Because defendant claimed he always intended to return the
car to Gelletly, the trial judge also should have instructed the
jury on the affirmative statutory defense "that the property was
received with purpose to restore it to the owner." N.J.S.A.
2C:20-7a. Cf. State v. Bzura,
216 N.J. Super. 602, 616 (App.
Div. 1993) (it was not plain error for the trial judge to omit
instructions concerning statutory claim-of-right defense to theft
by deception because, unlike here, the theory was addressed
factually in the jury instructions).
Defendant also claims that Officer Harman's testimony that
Gelletly's car was identified in the NCIC (National Crime Information Center) computer as stolen was prejudicial hearsay.
Harman testified over defense counsel's objections that the car's
vehicle identification number was reported stolen by NCIC, and
briefly described NCIC's function. The judge allowed the
testimony on the basis that it was not offered for the truth of
the matter asserted, but to show why Harman acted as he did.
"[T]he rule against hearsay testimony is not violated when a
police officer explains the reasons he approached a suspect or
went to the scene of a crime by stating that he did so `upon
information received.'" State v. Irving,
114 N.J. 427, 446
(1989) (quoting State v. Bankston,
63 N.J. 263, 268 (1973)).
Testimony that the information was received from a specific
source such as NCIC, however, violates the hearsay rule, and,
moreover, "violates the accused's Sixth Amendment right to be
confronted by witnesses against him." State v. Bankston, supra,
63 N.J. at 268-69.
In State v. McGee,
131 N.J. Super. 292, 298 (App. Div.
1974), we said that NCIC records could be admitted pursuant to
N.J.R.E. 803(c)(6) as records of a regularly conducted business
activity, if certain criteria are met. Among other things, the
State must establish how and when the information furnished by
the owner was passed on to the police. Ibid. Because Harman
testified that the NCIC information came from an anonymous
caller, the State could not establish who reported the car
stolen. It was error to admit the testimony.
The error, however, was harmless. Because Gelletly testified that she reported the car stolen, the testimony was "merely
cumulative." State v. Carter,
91 N.J. 86, 114 (1982); State v.
Pace,
171 N.J. Super. 240, 253 (App. Div. 1979), certif. denied,
84 N.J. 384 (1980). Nor was defendant's Sixth Amendment right to
confrontation violated because Gelletly was available for cross-examination. Maryland v. Craig,
497 U.S. 836, 844,
110 S. Ct. 3157, 3162,
111 L. Ed.2d 666, 677 (1990).
We agree, however, that defendant was prejudiced because he
was not permitted to use the NCIC printout to rebut testimony
about when the car was reported stolen. Defendant testified he
only had the car five days. Defense counsel recalled Harman to
the stand and attempted to question him concerning the date the
car was reported stolen to NCIC. Defense counsel proffered that
the NCIC printout would show the car was reported stolen on April
12, three days before defendant's arrest. The trial court
sustained the prosecutor's objection that the printout was
hearsay.
Under the doctrine of testimonial completeness:
When a writing or recorded statement or part thereof is
introduced by a party, an adverse party may require the
introduction at that time of any other part or any
other writing or recorded statement which in fairness
ought to be considered contemporaneously.
[N.J.R.E. 106.]
[A] second writing may be required to be read if it is
necessary to (1) explain the admitted portion, (2)

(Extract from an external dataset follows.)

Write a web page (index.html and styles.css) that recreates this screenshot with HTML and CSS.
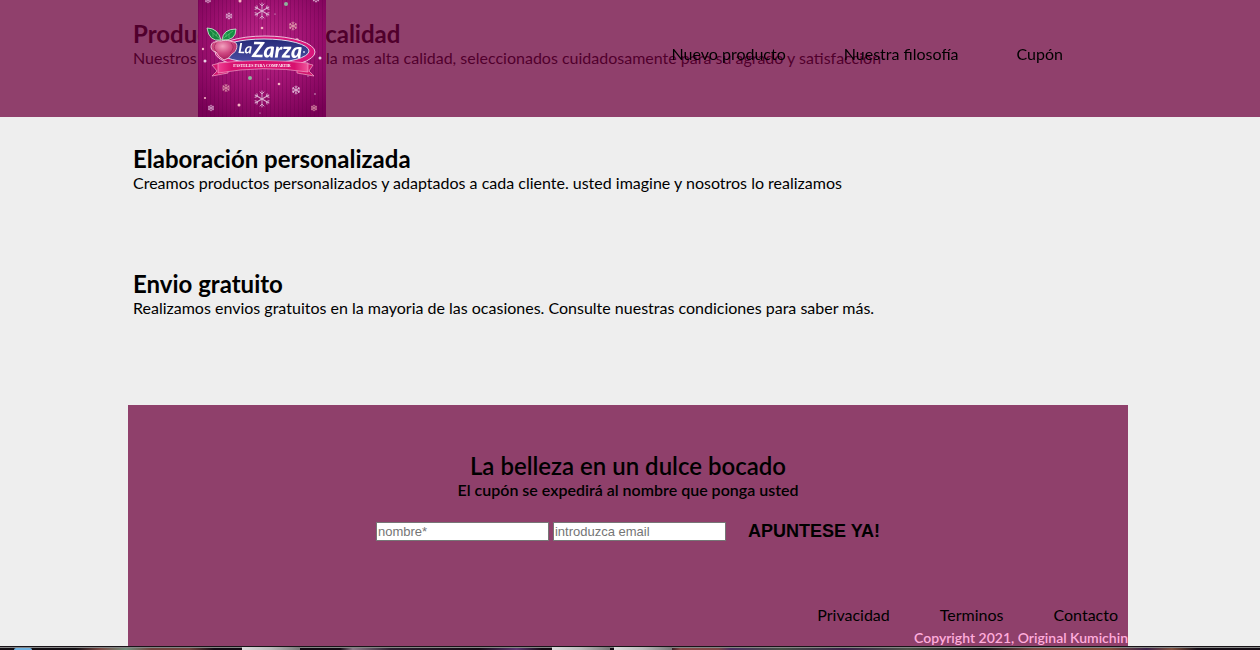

place the admitted portion in context, (3) avoid misleading the trier of fact, or (4) insure a fair and
impartial understanding.
[State v. Lozada,
257 N.J. Super. 260, 272 (App. Div.),
certif. denied,
130 N.J. 595 (1992).]
The rule exists "to permit the trier of the facts to have laid before it all that was said at the same time upon the same subject matter." State v. Gomez, 246 N.J. Super. 209, 217 (1991). When a party's statement is put in evidence, the other
party is entitled to elicit everything said on the same subject
matter. Ibid.
Because Harman was permitted to testify as to the contents
of the NCIC records, defendant was entitled to elicit testimony
concerning any other relevant part of the NCIC records. The date
the car was reported stolen would tend to show how long defendant
had the car, and thus, was relevant to his intent. State v.
Cole, supra, 205 N.J. Super. at 629. It was error to disallow
testimony concerning the date the car was reported stolen to
NCIC.
This error was not harmless. While cross-examining defendant on his claim that he had the car only a few days, the
prosecutor said, "testimony was the car was reported stolen on
the 7th." Gelletly had testified that she thought the defendant
borrowed the car on April 6 and that she contacted the police "a
couple of days after the car was taken." The prosecutor's
assertion that the car was reported stolen on April 7 had not
been established. Had the jury been informed that the NCIC
printout showed the car was reported stolen on April 12, it may
well have reached a different conclusion as to defendant's guilt.
Finally, we reject defendant's contention that the verdict
was contrary to the weight of the evidence. R. 2:11-3(e)(2).
See State v. Cole, supra, 204 N.J. Super. at 629.
Reversed and remanded for a new trial.
Footnote: 1 The model charge should be revised. As explained above, stolen property is not an element of receiving stolen property except in the particular situation when the defendant charged with receiving is the same person who allegedly stole the property.